%%

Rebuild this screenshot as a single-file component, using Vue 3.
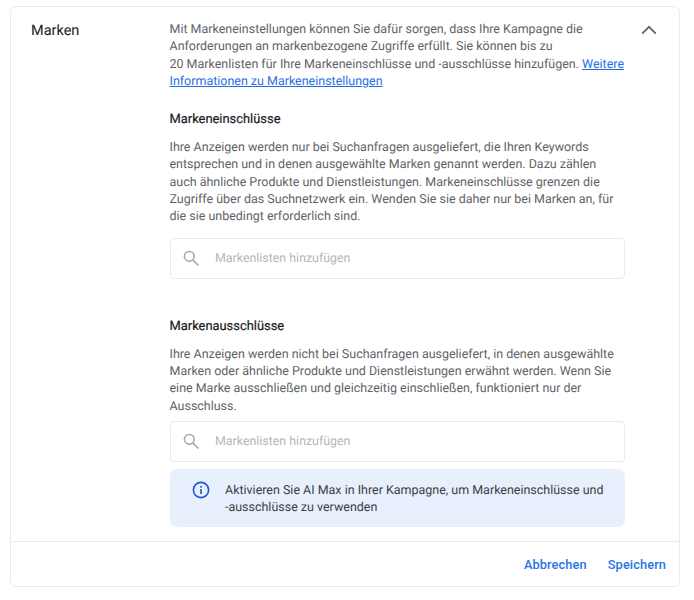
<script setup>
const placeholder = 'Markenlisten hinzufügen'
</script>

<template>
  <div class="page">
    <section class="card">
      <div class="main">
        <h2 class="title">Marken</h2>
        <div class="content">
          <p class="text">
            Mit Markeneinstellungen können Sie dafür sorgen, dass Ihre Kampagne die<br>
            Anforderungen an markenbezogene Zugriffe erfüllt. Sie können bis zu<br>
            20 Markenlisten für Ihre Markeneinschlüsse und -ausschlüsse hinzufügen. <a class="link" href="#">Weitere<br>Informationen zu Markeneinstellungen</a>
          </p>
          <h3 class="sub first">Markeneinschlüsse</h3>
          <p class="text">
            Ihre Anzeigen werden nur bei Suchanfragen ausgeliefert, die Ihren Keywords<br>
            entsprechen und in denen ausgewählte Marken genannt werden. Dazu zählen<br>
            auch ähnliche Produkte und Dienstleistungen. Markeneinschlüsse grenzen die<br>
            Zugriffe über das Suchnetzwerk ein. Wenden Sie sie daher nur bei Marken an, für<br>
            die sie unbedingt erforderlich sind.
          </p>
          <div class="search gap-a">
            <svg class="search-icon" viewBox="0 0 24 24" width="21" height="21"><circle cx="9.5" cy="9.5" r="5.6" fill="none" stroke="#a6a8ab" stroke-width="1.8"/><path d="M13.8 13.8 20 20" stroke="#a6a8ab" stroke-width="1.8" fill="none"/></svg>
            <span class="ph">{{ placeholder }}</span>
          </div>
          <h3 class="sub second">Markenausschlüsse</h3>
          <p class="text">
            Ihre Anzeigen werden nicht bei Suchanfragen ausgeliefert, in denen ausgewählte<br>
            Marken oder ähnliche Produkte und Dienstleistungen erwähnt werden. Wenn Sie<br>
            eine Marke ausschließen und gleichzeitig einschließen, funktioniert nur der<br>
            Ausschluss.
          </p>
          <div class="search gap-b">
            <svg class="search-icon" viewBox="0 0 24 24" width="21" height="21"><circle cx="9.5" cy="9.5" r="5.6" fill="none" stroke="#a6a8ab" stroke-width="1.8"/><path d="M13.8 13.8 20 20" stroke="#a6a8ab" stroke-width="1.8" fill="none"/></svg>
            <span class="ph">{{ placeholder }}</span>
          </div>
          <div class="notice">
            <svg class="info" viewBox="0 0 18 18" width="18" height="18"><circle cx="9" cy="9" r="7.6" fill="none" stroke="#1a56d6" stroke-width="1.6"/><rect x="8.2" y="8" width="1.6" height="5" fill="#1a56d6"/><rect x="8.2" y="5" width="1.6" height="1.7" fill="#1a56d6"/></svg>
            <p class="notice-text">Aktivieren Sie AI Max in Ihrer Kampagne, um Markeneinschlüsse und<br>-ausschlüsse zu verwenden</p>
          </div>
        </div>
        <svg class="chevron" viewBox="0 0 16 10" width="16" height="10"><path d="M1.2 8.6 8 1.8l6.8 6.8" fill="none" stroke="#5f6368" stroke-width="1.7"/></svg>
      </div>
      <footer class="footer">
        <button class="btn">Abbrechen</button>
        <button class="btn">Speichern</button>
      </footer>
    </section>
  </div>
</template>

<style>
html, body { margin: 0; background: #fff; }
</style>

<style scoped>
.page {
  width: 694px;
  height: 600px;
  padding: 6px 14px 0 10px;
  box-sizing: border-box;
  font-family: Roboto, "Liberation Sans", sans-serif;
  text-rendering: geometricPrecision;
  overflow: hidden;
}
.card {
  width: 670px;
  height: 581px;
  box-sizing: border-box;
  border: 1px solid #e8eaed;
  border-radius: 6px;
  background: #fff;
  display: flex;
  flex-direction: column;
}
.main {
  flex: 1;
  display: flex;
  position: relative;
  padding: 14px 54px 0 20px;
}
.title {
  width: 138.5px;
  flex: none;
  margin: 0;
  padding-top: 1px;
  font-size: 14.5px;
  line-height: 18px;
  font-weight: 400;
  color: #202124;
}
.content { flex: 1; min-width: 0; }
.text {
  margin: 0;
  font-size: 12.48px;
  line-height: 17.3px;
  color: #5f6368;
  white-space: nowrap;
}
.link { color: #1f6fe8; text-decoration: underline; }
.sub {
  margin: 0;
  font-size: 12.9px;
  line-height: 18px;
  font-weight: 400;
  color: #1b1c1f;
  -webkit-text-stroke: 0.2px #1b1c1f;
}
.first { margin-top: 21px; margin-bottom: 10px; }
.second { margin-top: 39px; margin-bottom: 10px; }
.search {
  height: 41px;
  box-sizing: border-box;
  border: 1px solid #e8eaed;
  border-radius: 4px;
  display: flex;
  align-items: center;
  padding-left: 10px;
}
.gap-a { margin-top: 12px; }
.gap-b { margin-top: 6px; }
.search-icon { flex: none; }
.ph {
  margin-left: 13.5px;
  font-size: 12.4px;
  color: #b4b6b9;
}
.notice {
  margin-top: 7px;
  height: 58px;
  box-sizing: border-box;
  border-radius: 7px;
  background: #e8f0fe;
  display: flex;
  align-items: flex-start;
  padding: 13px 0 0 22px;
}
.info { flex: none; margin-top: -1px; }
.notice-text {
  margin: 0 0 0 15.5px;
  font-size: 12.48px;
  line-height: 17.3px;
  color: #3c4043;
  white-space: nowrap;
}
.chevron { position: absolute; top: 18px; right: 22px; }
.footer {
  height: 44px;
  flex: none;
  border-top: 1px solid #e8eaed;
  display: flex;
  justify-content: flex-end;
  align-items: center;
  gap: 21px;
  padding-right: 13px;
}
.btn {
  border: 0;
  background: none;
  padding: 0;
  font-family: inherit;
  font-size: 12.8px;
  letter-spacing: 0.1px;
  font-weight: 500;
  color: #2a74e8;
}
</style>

%%

# [Goal of the exercise]
Copy the whole of the material above exactly, but not its images.

# [Answer to the task]
Rebuild this screenshot as a single-file component, using Vue 3.
<script setup>
const placeholder = 'Markenlisten hinzufügen'
</script>

<template>
  <div class="page">
    <section class="card">
      <div class="main">
        <h2 class="title">Marken</h2>
        <div class="content">
          <p class="text">
            Mit Markeneinstellungen können Sie dafür sorgen, dass Ihre Kampagne die<br>
            Anforderungen an markenbezogene Zugriffe erfüllt. Sie können bis zu<br>
            20 Markenlisten für Ihre Markeneinschlüsse und -ausschlüsse hinzufügen. <a class="link" href="#">Weitere<br>Informationen zu Markeneinstellungen</a>
          </p>
          <h3 class="sub first">Markeneinschlüsse</h3>
          <p class="text">
            Ihre Anzeigen werden nur bei Suchanfragen ausgeliefert, die Ihren Keywords<br>
            entsprechen und in denen ausgewählte Marken genannt werden. Dazu zählen<br>
            auch ähnliche Produkte und Dienstleistungen. Markeneinschlüsse grenzen die<br>
            Zugriffe über das Suchnetzwerk ein. Wenden Sie sie daher nur bei Marken an, für<br>
            die sie unbedingt erforderlich sind.
          </p>
          <div class="search gap-a">
            <svg class="search-icon" viewBox="0 0 24 24" width="21" height="21"><circle cx="9.5" cy="9.5" r="5.6" fill="none" stroke="#a6a8ab" stroke-width="1.8"/><path d="M13.8 13.8 20 20" stroke="#a6a8ab" stroke-width="1.8" fill="none"/></svg>
            <span class="ph">{{ placeholder }}</span>
          </div>
          <h3 class="sub second">Markenausschlüsse</h3>
          <p class="text">
            Ihre Anzeigen werden nicht bei Suchanfragen ausgeliefert, in denen ausgewählte<br>
            Marken oder ähnliche Produkte und Dienstleistungen erwähnt werden. Wenn Sie<br>
            eine Marke ausschließen und gleichzeitig einschließen, funktioniert nur der<br>
            Ausschluss.
          </p>
          <div class="search gap-b">
            <svg class="search-icon" viewBox="0 0 24 24" width="21" height="21"><circle cx="9.5" cy="9.5" r="5.6" fill="none" stroke="#a6a8ab" stroke-width="1.8"/><path d="M13.8 13.8 20 20" stroke="#a6a8ab" stroke-width="1.8" fill="none"/></svg>
            <span class="ph">{{ placeholder }}</span>
          </div>
          <div class="notice">
            <svg class="info" viewBox="0 0 18 18" width="18" height="18"><circle cx="9" cy="9" r="7.6" fill="none" stroke="#1a56d6" stroke-width="1.6"/><rect x="8.2" y="8" width="1.6" height="5" fill="#1a56d6"/><rect x="8.2" y="5" width="1.6" height="1.7" fill="#1a56d6"/></svg>
            <p class="notice-text">Aktivieren Sie AI Max in Ihrer Kampagne, um Markeneinschlüsse und<br>-ausschlüsse zu verwenden</p>
          </div>
        </div>
        <svg class="chevron" viewBox="0 0 16 10" width="16" height="10"><path d="M1.2 8.6 8 1.8l6.8 6.8" fill="none" stroke="#5f6368" stroke-width="1.7"/></svg>
      </div>
      <footer class="footer">
        <button class="btn">Abbrechen</button>
        <button class="btn">Speichern</button>
      </footer>
    </section>
  </div>
</template>

<style>
html, body { margin: 0; background: #fff; }
</style>

<style scoped>
.page {
  width: 694px;
  height: 600px;
  padding: 6px 14px 0 10px;
  box-sizing: border-box;
  font-family: Roboto, "Liberation Sans", sans-serif;
  text-rendering: geometricPrecision;
  overflow: hidden;
}
.card {
  width: 670px;
  height: 581px;
  box-sizing: border-box;
  border: 1px solid #e8eaed;
  border-radius: 6px;
  background: #fff;
  display: flex;
  flex-direction: column;
}
.main {
  flex: 1;
  display: flex;
  position: relative;
  padding: 14px 54px 0 20px;
}
.title {
  width: 138.5px;
  flex: none;
  margin: 0;
  padding-top: 1px;
  font-size: 14.5px;
  line-height: 18px;
  font-weight: 400;
  color: #202124;
}
.content { flex: 1; min-width: 0; }
.text {
  margin: 0;
  font-size: 12.48px;
  line-height: 17.3px;
  color: #5f6368;
  white-space: nowrap;
}
.link { color: #1f6fe8; text-decoration: underline; }
.sub {
  margin: 0;
  font-size: 12.9px;
  line-height: 18px;
  font-weight: 400;
  color: #1b1c1f;
  -webkit-text-stroke: 0.2px #1b1c1f;
}
.first { margin-top: 21px; margin-bottom: 10px; }
.second { margin-top: 39px; margin-bottom: 10px; }
.search {
  height: 41px;
  box-sizing: border-box;
  border: 1px solid #e8eaed;
  border-radius: 4px;
  display: flex;
  align-items: center;
  padding-left: 10px;
}
.gap-a { margin-top: 12px; }
.gap-b { margin-top: 6px; }
.search-icon { flex: none; }
.ph {
  margin-left: 13.5px;
  font-size: 12.4px;
  color: #b4b6b9;
}
.notice {
  margin-top: 7px;
  height: 58px;
  box-sizing: border-box;
  border-radius: 7px;
  background: #e8f0fe;
  display: flex;
  align-items: flex-start;
  padding: 13px 0 0 22px;
}
.info { flex: none; margin-top: -1px; }
.notice-text {
  margin: 0 0 0 15.5px;
  font-size: 12.48px;
  line-height: 17.3px;
  color: #3c4043;
  white-space: nowrap;
}
.chevron { position: absolute; top: 18px; right: 22px; }
.footer {
  height: 44px;
  flex: none;
  border-top: 1px solid #e8eaed;
  display: flex;
  justify-content: flex-end;
  align-items: center;
  gap: 21px;
  padding-right: 13px;
}
.btn {
  border: 0;
  background: none;
  padding: 0;
  font-family: inherit;
  font-size: 12.8px;
  letter-spacing: 0.1px;
  font-weight: 500;
  color: #2a74e8;
}
</style>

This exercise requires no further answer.